Use the delta-epsilon definition of a limit to prove that the limit as x approaches 0 of f(x) = sin(x)/(x^2 +1) is 0.

I tried using the squeeze theorem in an effort to bound sin(x), because I really don't know how to deal with sin(x) in a delta epsilon proof. This problem has just been on my mind for a while. Thanks for the help!
• Aug 6th 2009, 03:40 AM
CaptainBlack
Quote:

Originally Posted by amee
This was a problem from my calculus final a year ago that I've wanted to see for a while:

Use the delta-epsilon definition of a limit to prove that the limit as x approaches 0 of f(x) = sin(x)/(x^2 +1) is 0.

I tried using the squeeze theorem in an effort to bound sin(x), because I really don't know how to deal with sin(x) in a delta epsilon proof. This problem has just been on my mind for a while. Thanks for the help!
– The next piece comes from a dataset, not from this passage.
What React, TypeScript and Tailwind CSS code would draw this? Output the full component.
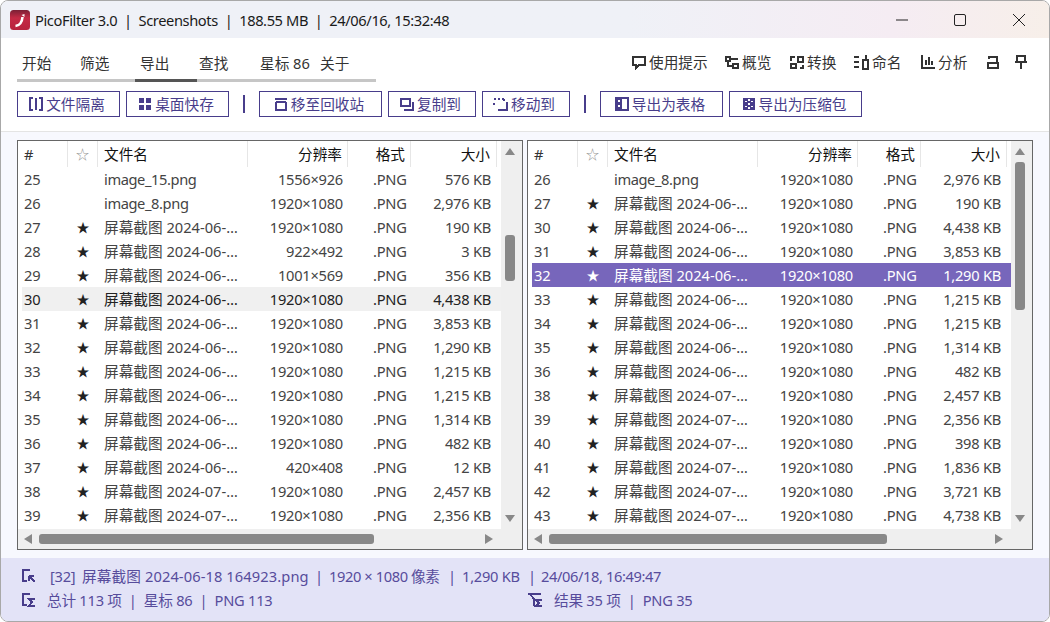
import type { ReactNode } from 'react'

type Row = [string, boolean, string, string, string]

const sh = (d: string) => '屏幕截图 2024-' + d + '-…'

const leftRows: Row[] = [
  ['25', false, 'image_15.png', '1556×926', '576 KB'],
  ['26', false, 'image_8.png', '1920×1080', '2,976 KB'],
  ['27', true, sh('06'), '1920×1080', '190 KB'],
  ['28', true, sh('06'), '922×492', '3 KB'],
  ['29', true, sh('06'), '1001×569', '356 KB'],
  ['30', true, sh('06'), '1920×1080', '4,438 KB'],
  ['31', true, sh('06'), '1920×1080', '3,853 KB'],
  ['32', true, sh('06'), '1920×1080', '1,290 KB'],
  ['33', true, sh('06'), '1920×1080', '1,215 KB'],
  ['34', true, sh('06'), '1920×1080', '1,215 KB'],
  ['35', true, sh('06'), '1920×1080', '1,314 KB'],
  ['36', true, sh('06'), '1920×1080', '482 KB'],
  ['37', true, sh('06'), '420×408', '12 KB'],
  ['38', true, sh('07'), '1920×1080', '2,457 KB'],
  ['39', true, sh('07'), '1920×1080', '2,356 KB'],
]

const rightRows: Row[] = [
  ['26', false, 'image_8.png', '1920×1080', '2,976 KB'],
  ['27', true, sh('06'), '1920×1080', '190 KB'],
  ['30', true, sh('06'), '1920×1080', '4,438 KB'],
  ['31', true, sh('06'), '1920×1080', '3,853 KB'],
  ['32', true, sh('06'), '1920×1080', '1,290 KB'],
  ['33', true, sh('06'), '1920×1080', '1,215 KB'],
  ['34', true, sh('06'), '1920×1080', '1,215 KB'],
  ['35', true, sh('06'), '1920×1080', '1,314 KB'],
  ['36', true, sh('06'), '1920×1080', '482 KB'],
  ['38', true, sh('07'), '1920×1080', '2,457 KB'],
  ['39', true, sh('07'), '1920×1080', '2,356 KB'],
  ['40', true, sh('07'), '1920×1080', '398 KB'],
  ['41', true, sh('07'), '1920×1080', '1,836 KB'],
  ['42', true, sh('07'), '1920×1080', '3,721 KB'],
  ['43', true, sh('07'), '1920×1080', '4,738 KB'],
]

function Ico({ children, className = '' }: { children: ReactNode; className?: string }) {
  return (
    <svg width={16} height={16} viewBox="0 0 16 16" fill="none" stroke="currentColor" strokeWidth="2" shapeRendering="crispEdges" className={'shrink-0 ' + className}>
      {children}
    </svg>
  )
}

function ToolButton({ w, icon, label }: { w: string; icon: ReactNode; label: string }) {
  return (
    <div className={'h-[26px] pr-1 flex items-center justify-center gap-[2px] border border-[#483d8b] text-[#483d8b] ' + w}>
      {icon}
      <span>{label}</span>
    </div>
  )
}

function RightTool({ w, icon, label }: { w: string; icon: ReactNode; label: string }) {
  return (
    <div className={'flex items-center gap-[2px] text-[#333] ' + w}>
      {icon}
      <span>{label}</span>
    </div>
  )
}

function Head({ className, children }: { className: string; children: ReactNode }) {
  return <div className={'h-[26px] border-r border-[#e6e6e6] flex items-center ' + className}>{children}</div>
}

function FileList({ rows, hover, selected, vTop, vHeight, hWidth }: {
  rows: Row[]
  hover?: string
  selected?: string
  vTop: string
  vHeight: string
  hWidth: string
}) {
  return (
    <div className="w-[506px] h-[410px] border border-[#666] bg-white flex flex-col">
      <div className="flex h-[388px]">
        <div className="w-[483px] pl-1 overflow-hidden">
          <div className="grid grid-cols-[46px_30px_150px_100px_63px_86px] h-[26px] text-[#111] tracking-[0px]">
            <Head className="pl-[2px] text-[#333]">#</Head>
            <Head className="justify-center text-[#999] text-[13px]">☆</Head>
            <Head className="pl-[6px]">文件名</Head>
            <Head className="justify-end pr-[5px]">分辨率</Head>
            <Head className="justify-end pr-[5px]">格式</Head>
            <Head className="justify-end pr-[6px]">大小</Head>
          </div>
          {rows.map((r) => (
            <div
              key={r[0]}
              className={
                'grid grid-cols-[46px_30px_150px_100px_63px_86px] h-6 items-center ' +
                (r[0] === selected ? 'bg-[#7766bb] text-white ' : r[0] === hover ? 'bg-[#f0f0f0] text-[#222] ' : 'text-[#444] ')
              }
            >
              <div className="pl-[2px]">{r[0]}</div>
              <div className={'text-center text-[13px] ' + (r[0] === selected ? 'text-white' : 'text-[#222]')}>{r[1] ? '★' : ''}</div>
              <div className={'pl-[6px] whitespace-nowrap overflow-hidden ' + (r[1] ? 'tracking-[0px]' : 'tracking-[-0.4px]')}>{r[2]}</div>
              <div className="text-right pr-[5px]">{r[3]}</div>
              <div className="pl-[25px]">.PNG</div>
              <div className="text-right pr-[6px]">{r[4]}</div>
            </div>
          ))}
        </div>
        <div className="w-[21px] pr-[3px] bg-[#efefef] flex flex-col items-center">
          <svg width="10" height="7" viewBox="0 0 10 7" className="mt-[7px] shrink-0"><path d="M5 0l5 7H0z" fill="#888" /></svg>
          <div className={'w-[10px] rounded-[3px] bg-[#888] shrink-0 ' + vTop + ' ' + vHeight} />
          <div className="flex-1" />
          <svg width="10" height="7" viewBox="0 0 10 7" className="mb-[7px] shrink-0"><path d="M5 7L0 0h10z" fill="#888" /></svg>
        </div>
      </div>
      <div className="h-5 bg-[#efefef] flex items-center">
        <svg width="8" height="10" viewBox="0 0 8 10" className="ml-[6px] shrink-0"><path d="M0 5l8-5v10z" fill="#888" /></svg>
        <div className={'h-[10px] rounded-[3px] bg-[#888] ml-[7px] ' + hWidth} />
        <div className="flex-1" />
        <svg width="8" height="10" viewBox="0 0 8 10" className="mr-[29px] shrink-0"><path d="M8 5L0 0v10z" fill="#888" /></svg>
      </div>
    </div>
  )
}

export default function App() {
  return (
    <div className="w-[1050px] h-[622px] bg-white overflow-hidden [font-family:'Noto_Sans','Noto_Sans_CJK_SC',sans-serif] text-[14.67px] leading-5 tracking-[-0.25px]">
      <div className="w-full h-full flex flex-col border border-[#a8a8a8] rounded-[8px] overflow-hidden">
        {/* title bar */}
        <div className="h-[37px] shrink-0 flex items-center pl-[9px] bg-gradient-to-r from-[#eff1f7] from-60% via-[#f5ecf3] via-85% to-[#f7efe9] text-[#1a1a1a]">
          <svg width="20" height="20" viewBox="0 0 20 20" className="shrink-0">
            <defs>
              <linearGradient id="logo" x1="0" y1="0" x2="0" y2="1">
                <stop offset="0" stopColor="#7a2035" />
                <stop offset="0.4" stopColor="#c42a45" />
                <stop offset="1" stopColor="#b8243e" />
              </linearGradient>
            </defs>
            <rect width="20" height="20" rx="3.5" fill="url(#logo)" />
            <path d="M5.5 16c4-.5 6.500-3 7-9" stroke="#fff" strokeWidth="2.600" fill="none" />
            <path d="M11.500 5l3-1v3z" fill="#fff" />
          </svg>
          <span className="ml-[5px] whitespace-pre tracking-[-0.4px]">PicoFilter 3.0  |  Screenshots  |  188.55 MB  |  24/06/16, 15:32:48</span>
          <div className="flex-1" />
          <svg width="12" height="2" className="mr-[46px]"><path d="M0 1h12" stroke="#222" /></svg>
          <svg width="12" height="12" className="mr-[47px]"><rect x=".5" y=".5" width="11" height="11" rx="1.500" stroke="#222" fill="none" /></svg>
          <svg width="12" height="12" className="mr-[24px]"><path d="M0 0l12 12M12 0L0 12" stroke="#222" /></svg>
        </div>

        {/* toolbar */}
        <div className="h-[94px] shrink-0 bg-white pl-4 flex flex-col border-b border-[#e4e4e4]">
          <div className="flex justify-between pt-[14px] h-[53px]">
            <div className="w-[359px]">
              <div className="flex h-[27px] pt-px text-[#333] tracking-[0px]">
                <span className="w-[63px] pl-[5px]">开始</span>
                <span className="w-[60px]">筛选</span>
                <span className="w-[59px]">导出</span>
                <span className="w-[61px]">查找</span>
                <span className="w-[60px] whitespace-nowrap">星标 86</span>
                <span>关于</span>
              </div>
              <div className="h-[3px] bg-[#c6c6c6] flex">
                <div className="w-[118px]" />
                <div className="w-[62px] bg-[#555]" />
              </div>
            </div>
            <div className="flex tracking-[0px] h-5 mr-[19px]">
              <RightTool w="w-[93px]" label="使用提示" icon={
                <Ico className="text-[#333]"><path d="M2 3h12v8H8l-3 3v-3H2z" /></Ico>
              } />
              <RightTool w="w-[65px]" label="概览" icon={
                <Ico className="text-[#333]"><path d="M2 3h4v4H2zM6 5h8M4 7v5h5M9 10h5v4H9z" /></Ico>
              } />
              <RightTool w="w-[65px]" label="转换" icon={
                <Ico className="text-[#333]"><path d="M9 3h5v5H9zM2 10h5v4H2zM2 7V3h4M14 11v3h-3" /></Ico>
              } />
              <RightTool w="w-[66px]" label="命名" icon={
                <Ico className="text-[#333]"><path d="M0 3h5M0 8h5M0 13h5M9 6h5v9H9zM11.500 1v5" /></Ico>
              } />
              <RightTool w="w-[66px]" label="分析" icon={
                <Ico className="text-[#333]"><path d="M2 1v13h13M6 6v5M9 3v8M12 7v4" /></Ico>
              } />
              <div className="w-7 flex items-center"><Ico className="text-[#333]"><path d="M2 9h10v5H2zM3 5V3h8v6" /></Ico></div>
              <div className="w-4 flex items-center"><Ico className="text-[#333]"><path d="M3 2h8v6H3zM1 8h12M7 8v7" /></Ico></div>
            </div>
          </div>
          <div className="flex items-center tracking-[0px]">
            <ToolButton w="w-[103px] mr-[6px]" label="文件隔离" icon={
              <Ico><path d="M5 2H2v12h3M11 2h3v12h-3M8 2v12" /></Ico>
            } />
            <ToolButton w="w-[103px]" label="桌面快存" icon={
              <Ico><path d="M2 2h5v5H2zM9 2h5v5H9zM2 9h5v5H2zM9 9h5v5H9z" fill="currentColor" stroke="none" /></Ico>
            } />
            <div className="w-[2px] h-[18px] bg-[#483d8b] mx-[14px]" />
            <ToolButton w="w-[123px] mr-[6px]" label="移至回收站" icon={
              <Ico><path d="M2 3h12M3 6h10M3 6v8h10V6" /></Ico>
            } />
            <ToolButton w="w-[88px] mr-[6px]" label="复制到" icon={
              <Ico><path d="M2 3h9v7H2zM14 6v8H5" /></Ico>
            } />
            <ToolButton w="w-[88px]" label="移动到" icon={
              <Ico><path d="M1 3h10M1 7v4M11 3v4" strokeDasharray="2 2" /><path d="M14 6v8H5" /></Ico>
            } />
            <div className="w-[2px] h-[18px] bg-[#483d8b] mx-[14px]" />
            <ToolButton w="w-[123px] mr-[6px]" label="导出为表格" icon={
              <Ico><path d="M2 2h12v12H2zM7 2v12" /><path d="M2 2h5v12H2z" fill="currentColor" stroke="none" /><path d="M4 5h2M4 10h2" stroke="#fff" /></Ico>
            } />
            <ToolButton w="w-[133px]" label="导出为压缩包" icon={
              <Ico><path d="M2 2h12v12H2z" fill="currentColor" stroke="none" /><path d="M8 3v2M8 7v2M8 11v2M5 5v1M11 5v1M5 10v1M11 10v1" stroke="#fff" /></Ico>
            } />
          </div>
        </div>

        {/* lists */}
        <div className="h-[426px] shrink-0 bg-[#f7f8fe] pl-4 pt-2 flex gap-[4px]">
          <FileList rows={leftRows} hover="30" vTop="mt-[80px]" vHeight="h-[46px]" hWidth="w-[335px]" />
          <FileList rows={rightRows} selected="32" vTop="mt-[7px]" vHeight="h-[148px]" hWidth="w-[338px]" />
        </div>

        {/* status */}
        <div className="flex-1 bg-[#e3e3f7] text-[#574c9c] pl-5 pt-[6px]">
          <div className="flex items-center h-6 whitespace-pre">
            <Ico className="text-[#483d8b]"><path d="M9 2H2v11h4M8 8l6 6M8 8h5M8 8v5" /></Ico>
            <span className="ml-[13px] w-[32px]">[32]</span>
            <span className="tracking-[0.1px] w-[233px]">屏幕截图 2024-06-18 164923.png</span>
            <span className="w-[14px]">|</span>
            <span className="tracking-[-0.4px] w-[119px]">1920 × 1080 像素</span>
            <span className="w-[14px]">|</span>
            <span className="w-[66px]">1,290 KB</span>
            <span className="w-[13px]">|</span>
            <span className="tracking-[-0.4px]">24/06/18, 16:49:47</span>
          </div>
          <div className="flex items-center h-6 whitespace-pre">
            <Ico className="text-[#483d8b]"><path d="M9 2H2v11h4M14 7H8l3 3-3 4h6" /></Ico>
            <span className="ml-[10px] w-[480px]">总计 113 项  |  星标 86  |  PNG 113</span>
            <Ico className="text-[#483d8b]"><path d="M1 2h13M3 2l4 5v7M15 8H9l3 3-3 3h6" /></Ico>
            <span className="ml-[11px]">结果 35 项  |  PNG 35</span>
          </div>
        </div>
      </div>
    </div>
  )
}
For all $x \in \mathbb{R}$ and $x\ne 0$: $|\sin(x)|< |x|$

CB
• Aug 6th 2009, 03:47 AM
amee
Can you show me how to do this proof? CB, what you wrote is true, but I'm not familiar with delta-epsilon proofs to know how to incorporate it into the rest of the proof.
• Aug 6th 2009, 03:59 AM
Calculus26
You want d such that |x- 0| < d then |f(x) - 0 | < e

|f(x) - 0 | = | sin(x)/(x^2+1)| < |sin(x)|

take d = arcsin(e)

then if |x| < arcsin(e) then |sin(x)| < |sin(arcsin(e)| = e
• Aug 6th 2009, 06:46 AM
Jester
Quote:

Originally Posted by Calculus26
You want d such that |x- 0| < d then |f(x) - 0 | < e

|f(x) - 0 | = | sin(x)/(x^2+1)| < |sin(x)|

take d = arcsin(e)

then if |x| < arcsin(e) then |sin(x)| < |sin(arcsin(e)| = e

But since $|\, \sin (x) \,| < |\, x \,|\; \text{for}\; |\, x \, | > 0$ then you can chose $\delta = \varepsilon$ .